In statistical analysis, understanding the relationship between variables is crucial, and two common tests used for this purpose are the independence test and the homogeneity test. While both tests utilize similar methodologies, they serve different purposes and are framed by distinct hypotheses.
The independence test assesses whether two variables are related or affect each other. For instance, it might explore if age group influences car ownership. In this context, the null hypothesis posits that the variables are independent, while the alternative hypothesis suggests that they are dependent.
Conversely, the homogeneity test examines whether the proportions of a characteristic, such as car ownership, are the same across different populations, like age groups. Here, the null hypothesis asserts that the proportions are equal across all populations, while the alternative hypothesis indicates that at least one population's proportion differs.
Both tests follow the same procedural steps, including calculating the test statistic using the chi-squared formula:
$$\chi^2 = \sum \frac{(O - E)^2}{E}$$
where \(O\) represents the observed frequencies and \(E\) the expected frequencies. For example, if the calculated chi-squared value is 50, this value remains consistent across both tests.

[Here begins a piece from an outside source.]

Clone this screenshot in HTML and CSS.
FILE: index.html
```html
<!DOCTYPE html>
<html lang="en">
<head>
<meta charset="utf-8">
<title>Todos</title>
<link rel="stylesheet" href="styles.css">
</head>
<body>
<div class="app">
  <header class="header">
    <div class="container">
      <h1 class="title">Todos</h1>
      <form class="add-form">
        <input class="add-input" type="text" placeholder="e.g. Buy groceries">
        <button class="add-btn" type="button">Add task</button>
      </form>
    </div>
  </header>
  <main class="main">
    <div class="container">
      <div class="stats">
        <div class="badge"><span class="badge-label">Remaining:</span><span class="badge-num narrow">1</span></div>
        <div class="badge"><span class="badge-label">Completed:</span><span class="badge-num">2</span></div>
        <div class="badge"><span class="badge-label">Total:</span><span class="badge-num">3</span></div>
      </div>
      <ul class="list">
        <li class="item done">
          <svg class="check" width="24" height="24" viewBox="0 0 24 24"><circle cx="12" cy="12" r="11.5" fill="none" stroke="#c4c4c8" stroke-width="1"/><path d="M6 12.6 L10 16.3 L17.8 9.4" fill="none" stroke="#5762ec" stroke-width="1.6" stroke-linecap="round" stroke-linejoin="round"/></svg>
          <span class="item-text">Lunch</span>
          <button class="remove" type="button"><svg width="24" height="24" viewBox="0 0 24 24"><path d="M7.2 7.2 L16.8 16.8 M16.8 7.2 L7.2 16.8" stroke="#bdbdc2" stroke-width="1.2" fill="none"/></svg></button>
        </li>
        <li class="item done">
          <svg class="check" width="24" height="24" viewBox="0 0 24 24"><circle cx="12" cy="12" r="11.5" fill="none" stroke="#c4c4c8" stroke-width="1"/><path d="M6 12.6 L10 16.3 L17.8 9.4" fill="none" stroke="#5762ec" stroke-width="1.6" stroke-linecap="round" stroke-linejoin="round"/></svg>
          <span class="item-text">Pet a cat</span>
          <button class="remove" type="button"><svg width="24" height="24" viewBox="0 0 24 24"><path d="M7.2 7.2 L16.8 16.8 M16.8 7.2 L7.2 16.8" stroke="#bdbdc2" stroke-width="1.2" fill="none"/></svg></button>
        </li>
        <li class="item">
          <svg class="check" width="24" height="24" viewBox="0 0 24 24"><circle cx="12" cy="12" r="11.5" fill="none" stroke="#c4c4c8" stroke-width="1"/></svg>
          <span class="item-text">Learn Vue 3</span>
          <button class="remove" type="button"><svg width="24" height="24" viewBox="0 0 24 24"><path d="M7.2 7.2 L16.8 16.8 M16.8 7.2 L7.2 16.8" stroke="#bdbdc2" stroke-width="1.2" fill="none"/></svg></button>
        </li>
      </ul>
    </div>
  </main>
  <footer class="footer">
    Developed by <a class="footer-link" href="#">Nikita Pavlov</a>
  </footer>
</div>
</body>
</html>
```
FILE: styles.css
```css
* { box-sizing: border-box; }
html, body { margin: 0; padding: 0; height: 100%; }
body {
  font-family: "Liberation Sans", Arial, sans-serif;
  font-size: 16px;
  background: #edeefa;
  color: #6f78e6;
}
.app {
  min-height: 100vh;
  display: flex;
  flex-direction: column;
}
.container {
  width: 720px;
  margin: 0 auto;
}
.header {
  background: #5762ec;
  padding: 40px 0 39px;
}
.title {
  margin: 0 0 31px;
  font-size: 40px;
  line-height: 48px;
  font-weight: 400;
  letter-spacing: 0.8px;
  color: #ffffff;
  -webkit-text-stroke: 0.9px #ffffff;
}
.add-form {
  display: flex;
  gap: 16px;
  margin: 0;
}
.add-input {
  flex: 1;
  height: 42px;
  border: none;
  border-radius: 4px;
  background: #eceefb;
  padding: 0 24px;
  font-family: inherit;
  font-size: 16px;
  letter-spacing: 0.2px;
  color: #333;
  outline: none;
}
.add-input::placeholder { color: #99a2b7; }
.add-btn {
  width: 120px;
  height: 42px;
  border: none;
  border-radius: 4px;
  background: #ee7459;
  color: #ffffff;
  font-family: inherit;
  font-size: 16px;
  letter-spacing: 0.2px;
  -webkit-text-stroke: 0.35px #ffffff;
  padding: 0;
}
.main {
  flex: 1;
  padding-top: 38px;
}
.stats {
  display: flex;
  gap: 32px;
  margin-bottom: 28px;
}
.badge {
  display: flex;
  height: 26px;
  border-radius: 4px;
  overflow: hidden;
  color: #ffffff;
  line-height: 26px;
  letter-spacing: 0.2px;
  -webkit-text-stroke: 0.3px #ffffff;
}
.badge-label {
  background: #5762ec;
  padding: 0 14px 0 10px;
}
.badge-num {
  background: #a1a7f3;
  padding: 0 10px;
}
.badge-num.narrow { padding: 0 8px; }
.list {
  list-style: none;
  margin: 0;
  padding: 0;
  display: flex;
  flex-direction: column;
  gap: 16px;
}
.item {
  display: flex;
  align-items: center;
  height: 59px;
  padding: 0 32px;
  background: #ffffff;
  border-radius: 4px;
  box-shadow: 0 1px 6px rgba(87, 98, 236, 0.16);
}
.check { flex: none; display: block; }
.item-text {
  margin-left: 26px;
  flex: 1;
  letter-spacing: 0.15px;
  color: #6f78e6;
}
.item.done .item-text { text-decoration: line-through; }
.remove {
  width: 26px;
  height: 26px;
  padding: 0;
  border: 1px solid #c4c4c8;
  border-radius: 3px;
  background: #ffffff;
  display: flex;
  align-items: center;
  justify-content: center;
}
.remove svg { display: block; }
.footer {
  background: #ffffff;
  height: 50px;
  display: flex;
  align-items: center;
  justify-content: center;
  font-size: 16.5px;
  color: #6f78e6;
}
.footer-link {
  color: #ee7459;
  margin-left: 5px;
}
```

To determine the significance of the results, the p-value is derived from the chi-squared statistic and the degrees of freedom, calculated as \((\text{rows} - 1) \times (\text{columns} - 1)\). In a 2x2 contingency table, this results in one degree of freedom. A p-value of \(1.54 \times 10^{-12}\) indicates a highly significant result, suggesting that the observed frequencies significantly deviate from the expected frequencies.
When interpreting the results, the conclusions differ based on the type of test conducted. For the independence test, a small p-value leads to rejecting the null hypothesis, indicating that car ownership is dependent on age group. In contrast, for the homogeneity test, the same p-value suggests that the proportion of car ownership varies among the age groups.
It is essential to ensure that the criteria for both tests are met, including having random samples, sufficient observed frequencies for all categories, and expected frequencies greater than five. By understanding these distinctions and methodologies, one can effectively analyze relationships between variables in various contexts.